Is it? Or does it boil down to: "This has been done and rehashed multiple times before, it's no longer interesting"? There is tons of recognized art out there that, in literal time spent, could be done in minutes. What is important is what people gain from the art, not the time put into the art.
duxup
6 hours ago
I would if that changes for more personal communication?
If someone didn’t write something, I’m not sure I have much interest in talking to them about it.
xboxnolifes
5 hours ago
Do you value that they wrote it, or that it's their opinion? Hypothetically, if there was a system to take one's thoughts on a topic and generate text that accurately represents them, would you be interested in reading it if someone sent you their thoughts?
bdndndndbve
4 hours ago
I don't think that's true at all. Duchamp's "Fountain" is an example of something that is profoundly impactful, didn't "cost" him anything, yet an AI could never reproduce it.
TheAceOfHearts
6 hours ago
AI tools will continue to get better, and they'll really shine when they can enable increasingly smaller teams of people to execute on their creative vision. Existing non-AI tools have already helped enable tiny teams to create media which is enjoyed by millions of people; the biggest and most recent example is how Source2 is used to animate Skibidi Toilet. But there's still room for increasing accessibility.

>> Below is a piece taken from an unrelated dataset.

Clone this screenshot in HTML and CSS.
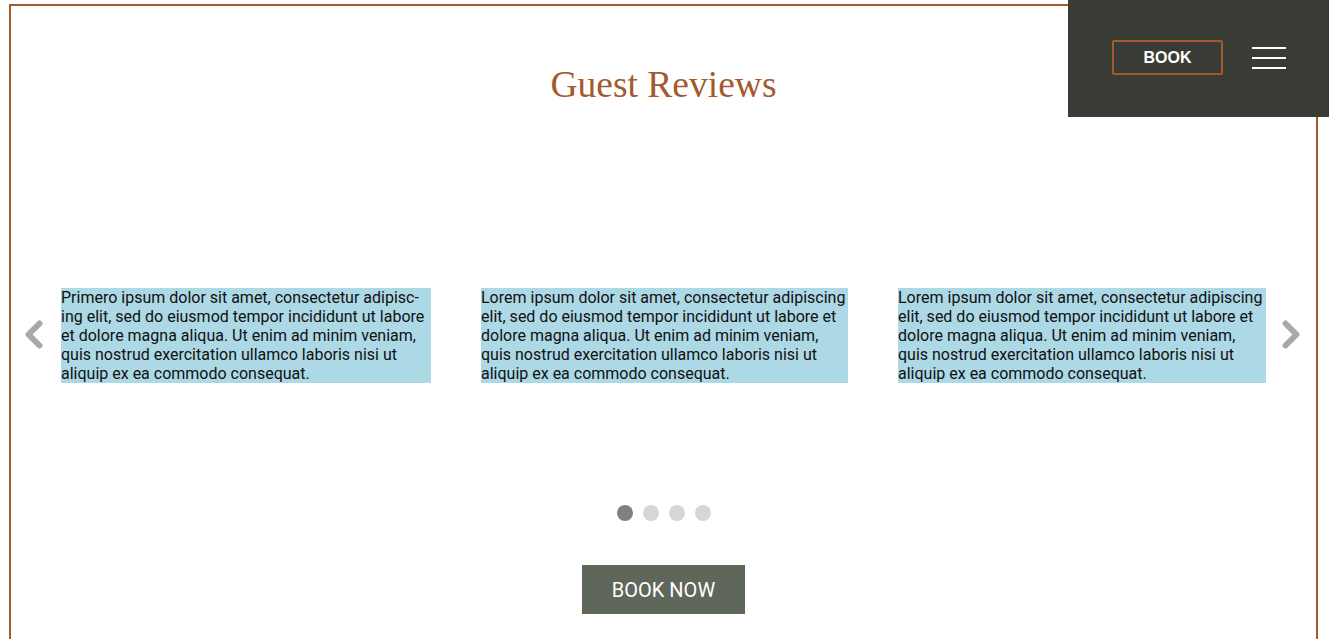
FILE: index.html
```html
<!DOCTYPE html>
<html lang="en">
<head>
<meta charset="utf-8">
<title>Guest Reviews</title>
<link rel="stylesheet" href="styles.css">
</head>
<body>
<header class="topbar">
  <a class="book-btn" href="#">BOOK</a>
  <button class="menu-btn" aria-label="Menu"><span></span><span></span><span></span></button>
</header>
<main class="frame">
  <h2 class="title">Guest Reviews</h2>
  <section class="carousel">
    <button class="arrow arrow-prev" aria-label="Previous">
      <svg width="18" height="29" viewBox="0 0 18 29"><polyline points="14.5,3.5 3.5,14.5 14.5,25.5" fill="none" stroke="#a8a8a8" stroke-width="6" stroke-linecap="round" stroke-linejoin="round"/></svg>
    </button>
    <div class="cards">
      <p class="card">Primero ipsum dolor sit amet, consectetur adipisc&shy;ing elit, sed do eiusmod tempor incididunt ut labore et dolore magna aliqua. Ut enim ad minim veniam, quis nostrud exercitation ullamco laboris nisi ut aliquip ex ea commodo consequat.</p>
      <p class="card">Lorem ipsum dolor sit amet, consectetur adipiscing elit, sed do eiusmod tempor incididunt ut labore et dolore magna aliqua. Ut enim ad minim veniam, quis nostrud exercitation ullamco laboris nisi ut aliquip ex ea commodo consequat.</p>
      <p class="card">Lorem ipsum dolor sit amet, consectetur adipiscing elit, sed do eiusmod tempor incididunt ut labore et dolore magna aliqua. Ut enim ad minim veniam, quis nostrud exercitation ullamco laboris nisi ut aliquip ex ea commodo consequat.</p>
    </div>
    <button class="arrow" aria-label="Next">
      <svg width="18" height="29" viewBox="0 0 18 29"><polyline points="3.5,3.5 14.5,14.5 3.5,25.5" fill="none" stroke="#a8a8a8" stroke-width="6" stroke-linecap="round" stroke-linejoin="round"/></svg>
    </button>
  </section>
  <div class="dots">
    <span class="dot active"></span><span class="dot"></span><span class="dot"></span><span class="dot"></span>
  </div>
  <div class="cta-row"><a class="cta" href="#">BOOK NOW</a></div>
</main>
</body>
</html>
```
FILE: styles.css
```css
html, body {
  margin: 0;
  padding: 0;
  background: #fff;
  overflow: hidden;
}
body {
  font-family: Roboto, "Liberation Sans", sans-serif;
  height: 639px;
}
.frame {
  margin: 4px 11px 0 9px;
  border: 2px solid #a35a2c;
  border-bottom: none;
  height: 635px;
  box-sizing: border-box;
  overflow: hidden;
}
.title {
  margin: 57px 0 0;
  font-family: "Liberation Serif", "Times New Roman", serif;
  font-weight: normal;
  font-size: 37.5px;
  line-height: 44px;
  color: #a35a2c;
  text-align: center;
}
.carousel {
  margin-top: 181px;
  display: flex;
  align-items: center;
}
.arrow {
  width: 50px;
  flex: 0 0 50px;
  background: none;
  border: none;
  padding: 0;
  display: flex;
  justify-content: center;
  align-items: center;
  margin-top: -2px;
}
.arrow-prev svg { margin-right: 5px; }
.arrow svg { display: block; }
.cards {
  flex: 1;
  display: grid;
  grid-template-columns: 370fr 367fr 368fr;
  gap: 50px;
}
.card {
  margin: 0;
  background: #add8e6;
  color: #111;
  font-size: 16px;
  line-height: 19px;
}
.dots {
  margin-top: 122px;
  display: flex;
  justify-content: center;
  gap: 10px;
}
.dot {
  width: 16px;
  height: 16px;
  border-radius: 50%;
  background: #d6d6d6;
}
.dot.active { background: #808080; }
.cta-row {
  margin-top: 44px;
  display: flex;
  justify-content: center;
}
.cta {
  display: block;
  background: #5f675b;
  color: #fff;
  text-decoration: none;
  font-size: 20px;
  line-height: 50px;
  height: 49px;
  width: 163px;
  text-align: center;
}
.topbar {
  position: absolute;
  top: 0;
  right: 0;
  width: 261px;
  height: 117px;
  background: #393c35;
  display: flex;
  align-items: flex-start;
  padding: 40px 0 0 44px;
  box-sizing: border-box;
  z-index: 2;
}
.book-btn {
  display: block;
  width: 111px;
  height: 35px;
  box-sizing: border-box;
  border: 2px solid #a35a2c;
  border-radius: 2px;
  color: #fff;
  text-decoration: none;
  font-family: "Liberation Sans", Arial, sans-serif;
  font-weight: bold;
  font-size: 16px;
  line-height: 31px;
  text-align: center;
}
.menu-btn {
  margin: 7px 0 0 29px;
  width: 34px;
  height: 22px;
  padding: 0;
  border: none;
  background: none;
  display: flex;
  flex-direction: column;
  justify-content: space-between;
}
.menu-btn span {
  display: block;
  height: 2px;
  background: #fff;
}
```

The biggest issue I've noticed with most existing AI-gen tools is that they only focus on generating completed output. Ideally you'd have tools that can generate multiple layers or scenes within creative tools to allow for continued iteration.
The future is when one person can do by themselves what previously would've taken hundreds or thousands of people. I'm really looking forward to what sort of creative works we'll get from people that wouldn't normally have access to Hollywood-tier resources.
MichaelZuo
6 hours ago
When do estimate there to be quality AI generated content better than say the 90th percentile of Hollywood output?
fldskfjdslkfj
6 hours ago
We already have procedurally generated content in games - and quite a few of those seem to be pretty popular.
bdndndndbve
4 hours ago
In specific genres of game where the developers put a lot of effort into the mechanics to facilitate procedural generation, yes it's interesting. You can't tell me Dwarf Fortress was fast and easy to make because fortresses are procedurally generated.
init2null
4 hours ago
Sequelitis and remakes have persuaded me that some people really want intellectual baby food. I'm worried that the majority really just wants content to pass the time. Let's hope creative indie movies will continue to flourish, as we may just end up depending on them.
coldtea
6 hours ago
>My favorite quote on this topic is "Why should I bother to read something you didn't bother to write?"
"If you're like the average consumer, because you have no life, and would doomscroll whatever shit we post for you, and watch whatever slop we produce for you. You did it with the tons of crap remakes, rehashes, franchize, and "multiverse" crap in the 2010-2024 span, you ain't gonna stop just because it's an AI writing it. It's not like the commercial hacks writing the stuff you watched earlier were any more creative than AI".